▶ _PROBLEM TO SOLVE_: Write the data out again exactly, dropping any images it holds.

▶ _COLLECTED MATERIAL_:
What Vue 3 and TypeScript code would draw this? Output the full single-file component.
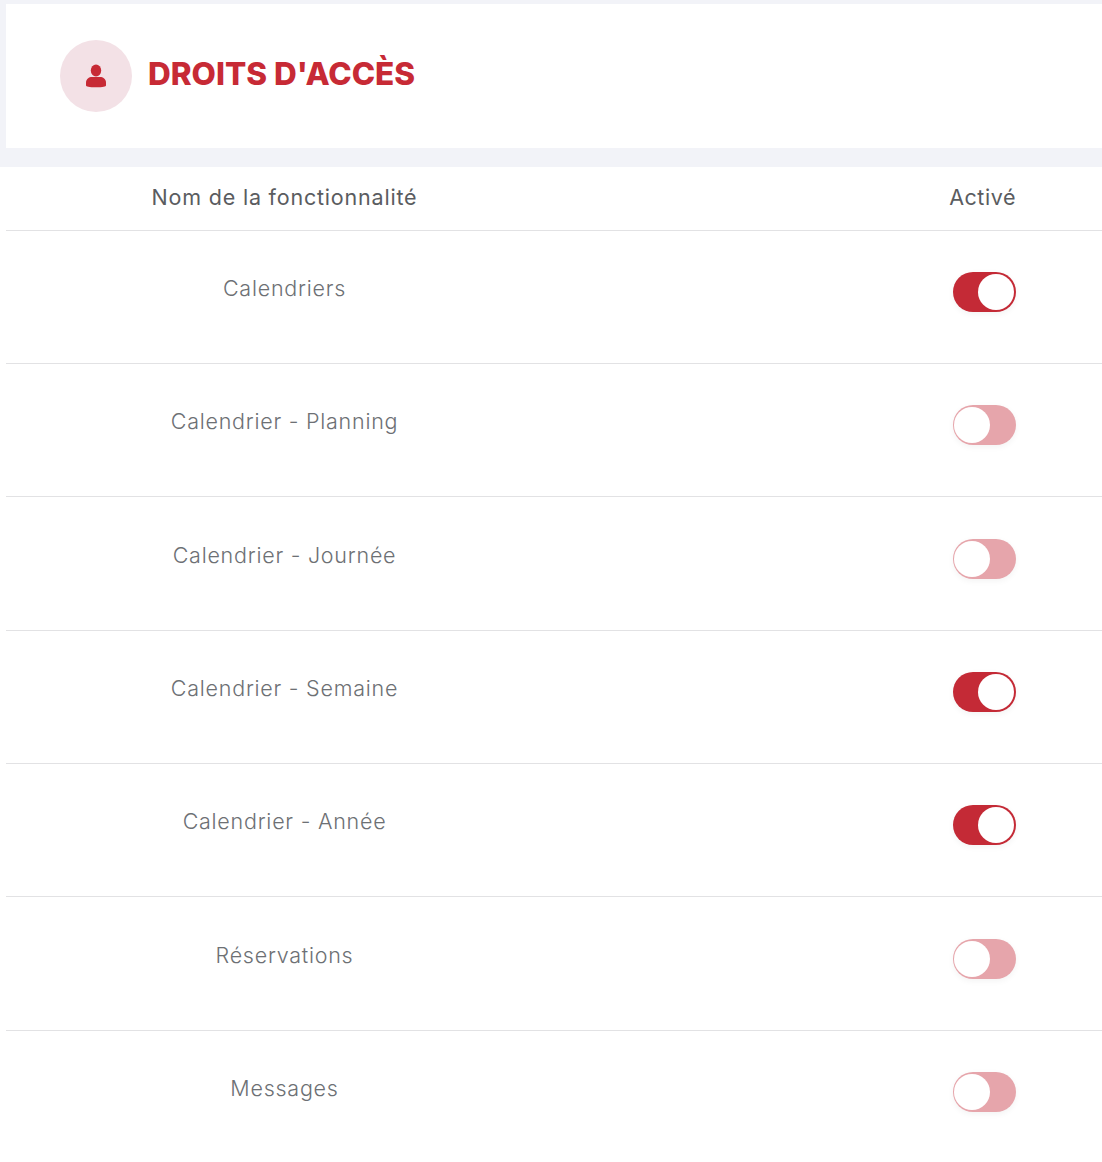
<script setup lang="ts">
interface Feature { name: string; on: boolean }
const features: Feature[] = [
  { name: 'Calendriers', on: true },
  { name: 'Calendrier - Planning', on: false },
  { name: 'Calendrier - Journée', on: false },
  { name: 'Calendrier - Semaine', on: true },
  { name: 'Calendrier - Année', on: true },
  { name: 'Réservations', on: false },
  { name: 'Messages', on: false },
]
</script>

<template>
  <main class="page">
    <header class="card">
      <span class="badge">
        <svg width="22" height="26" viewBox="0 0 22 26" aria-hidden="true">
          <ellipse cx="11" cy="7.500" rx="5.200" ry="6" fill="#c72a35" />
          <path d="M1 19.500C1 16 4 14 7 14h8c3 0 6 2 6 5.500v3c0 1-3 1.800-10 1.800S1 23.500 1 22.500z" fill="#c72a35" />
        </svg>
      </span>
      <h1 class="title">DROITS D'ACCÈS</h1>
    </header>
    <section class="table">
      <div class="row head">
        <div class="name">Nom de la fonctionnalité</div>
        <div class="active">Activé</div>
      </div>
      <div v-for="f in features" :key="f.name" class="row item">
        <div class="name">{{ f.name }}</div>
        <div class="switch" :class="{ on: f.on }"><span class="knob"></span></div>
      </div>
    </section>
  </main>
</template>

<style>
html, body { margin: 0; background: #fff; }
</style>

<style scoped>
.page {
  width: 1102px;
  height: 1162px;
  overflow: hidden;
  background: #f2f3f8;
  padding-top: 4px;
  box-sizing: border-box;
  font-family: Inter, "Open Sans", sans-serif;
}
.card {
  margin-left: 6px;
  height: 144px;
  background: #fff;
  display: flex;
  align-items: center;
  padding-left: 54px;
  gap: 16px;
  box-sizing: border-box;
}
.badge {
  width: 72px;
  height: 72px;
  border-radius: 50%;
  background: #f3e1e6;
  display: flex;
  align-items: center;
  justify-content: center;
}
.title {
  margin: 0 0 4px;
  font-size: 31.5px;
  font-weight: 800;
  line-height: 40px;
  color: #c72a35;
  letter-spacing: 0;
}
.table {
  margin-top: 19px;
  background: #fff;
  padding-left: 6px;
  height: 995px;
}
.row {
  display: grid;
  grid-template-columns: 557px 1fr;
  padding-right: 86px;
  border-bottom: 1px solid #e2e2e4;
  box-sizing: border-box;
}
.row:last-child { border-bottom: none; }
.head {
  height: 63.67px;
  align-items: center;
  color: #5a5c60;
  font-size: 21.5px;
}
.head .name { text-align: center; font-weight: 400; margin-bottom: 2px; letter-spacing: 0.8px; }
.active { text-align: right; margin-bottom: 2px; letter-spacing: 0.55px; }
.item {
  height: 133.33px;
  padding-top: 41.3px;
  align-items: start;
}
.item .name {
  text-align: center;
  font-size: 21.5px;
  font-weight: 300;
  letter-spacing: 0.75px;
  line-height: 32px;
  color: #6d7074;
}
.switch {
  justify-self: end;
  width: 63px;
  height: 40px;
  border-radius: 20px;
  background: #e6a5ab;
  padding: 2px 1px;
  box-sizing: border-box;
  display: flex;
  box-shadow: 0 2px 6px rgba(0, 0, 0, 0.05);
}
.switch.on {
  background: #c42a36;
  justify-content: flex-end;
  padding-right: 2px;
}
.knob {
  width: 36px;
  height: 36px;
  border-radius: 50%;
  background: #fff;
}
</style>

▶ _SOLUTION_:
What Vue 3 and TypeScript code would draw this? Output the full single-file component.
<script setup lang="ts">
interface Feature { name: string; on: boolean }
const features: Feature[] = [
  { name: 'Calendriers', on: true },
  { name: 'Calendrier - Planning', on: false },
  { name: 'Calendrier - Journée', on: false },
  { name: 'Calendrier - Semaine', on: true },
  { name: 'Calendrier - Année', on: true },
  { name: 'Réservations', on: false },
  { name: 'Messages', on: false },
]
</script>

<template>
  <main class="page">
    <header class="card">
      <span class="badge">
        <svg width="22" height="26" viewBox="0 0 22 26" aria-hidden="true">
          <ellipse cx="11" cy="7.500" rx="5.200" ry="6" fill="#c72a35" />
          <path d="M1 19.500C1 16 4 14 7 14h8c3 0 6 2 6 5.500v3c0 1-3 1.800-10 1.800S1 23.500 1 22.500z" fill="#c72a35" />
        </svg>
      </span>
      <h1 class="title">DROITS D'ACCÈS</h1>
    </header>
    <section class="table">
      <div class="row head">
        <div class="name">Nom de la fonctionnalité</div>
        <div class="active">Activé</div>
      </div>
      <div v-for="f in features" :key="f.name" class="row item">
        <div class="name">{{ f.name }}</div>
        <div class="switch" :class="{ on: f.on }"><span class="knob"></span></div>
      </div>
    </section>
  </main>
</template>

<style>
html, body { margin: 0; background: #fff; }
</style>

<style scoped>
.page {
  width: 1102px;
  height: 1162px;
  overflow: hidden;
  background: #f2f3f8;
  padding-top: 4px;
  box-sizing: border-box;
  font-family: Inter, "Open Sans", sans-serif;
}
.card {
  margin-left: 6px;
  height: 144px;
  background: #fff;
  display: flex;
  align-items: center;
  padding-left: 54px;
  gap: 16px;
  box-sizing: border-box;
}
.badge {
  width: 72px;
  height: 72px;
  border-radius: 50%;
  background: #f3e1e6;
  display: flex;
  align-items: center;
  justify-content: center;
}
.title {
  margin: 0 0 4px;
  font-size: 31.5px;
  font-weight: 800;
  line-height: 40px;
  color: #c72a35;
  letter-spacing: 0;
}
.table {
  margin-top: 19px;
  background: #fff;
  padding-left: 6px;
  height: 995px;
}
.row {
  display: grid;
  grid-template-columns: 557px 1fr;
  padding-right: 86px;
  border-bottom: 1px solid #e2e2e4;
  box-sizing: border-box;
}
.row:last-child { border-bottom: none; }
.head {
  height: 63.67px;
  align-items: center;
  color: #5a5c60;
  font-size: 21.5px;
}
.head .name { text-align: center; font-weight: 400; margin-bottom: 2px; letter-spacing: 0.8px; }
.active { text-align: right; margin-bottom: 2px; letter-spacing: 0.55px; }
.item {
  height: 133.33px;
  padding-top: 41.3px;
  align-items: start;
}
.item .name {
  text-align: center;
  font-size: 21.5px;
  font-weight: 300;
  letter-spacing: 0.75px;
  line-height: 32px;
  color: #6d7074;
}
.switch {
  justify-self: end;
  width: 63px;
  height: 40px;
  border-radius: 20px;
  background: #e6a5ab;
  padding: 2px 1px;
  box-sizing: border-box;
  display: flex;
  box-shadow: 0 2px 6px rgba(0, 0, 0, 0.05);
}
.switch.on {
  background: #c42a36;
  justify-content: flex-end;
  padding-right: 2px;
}
.knob {
  width: 36px;
  height: 36px;
  border-radius: 50%;
  background: #fff;
}
</style>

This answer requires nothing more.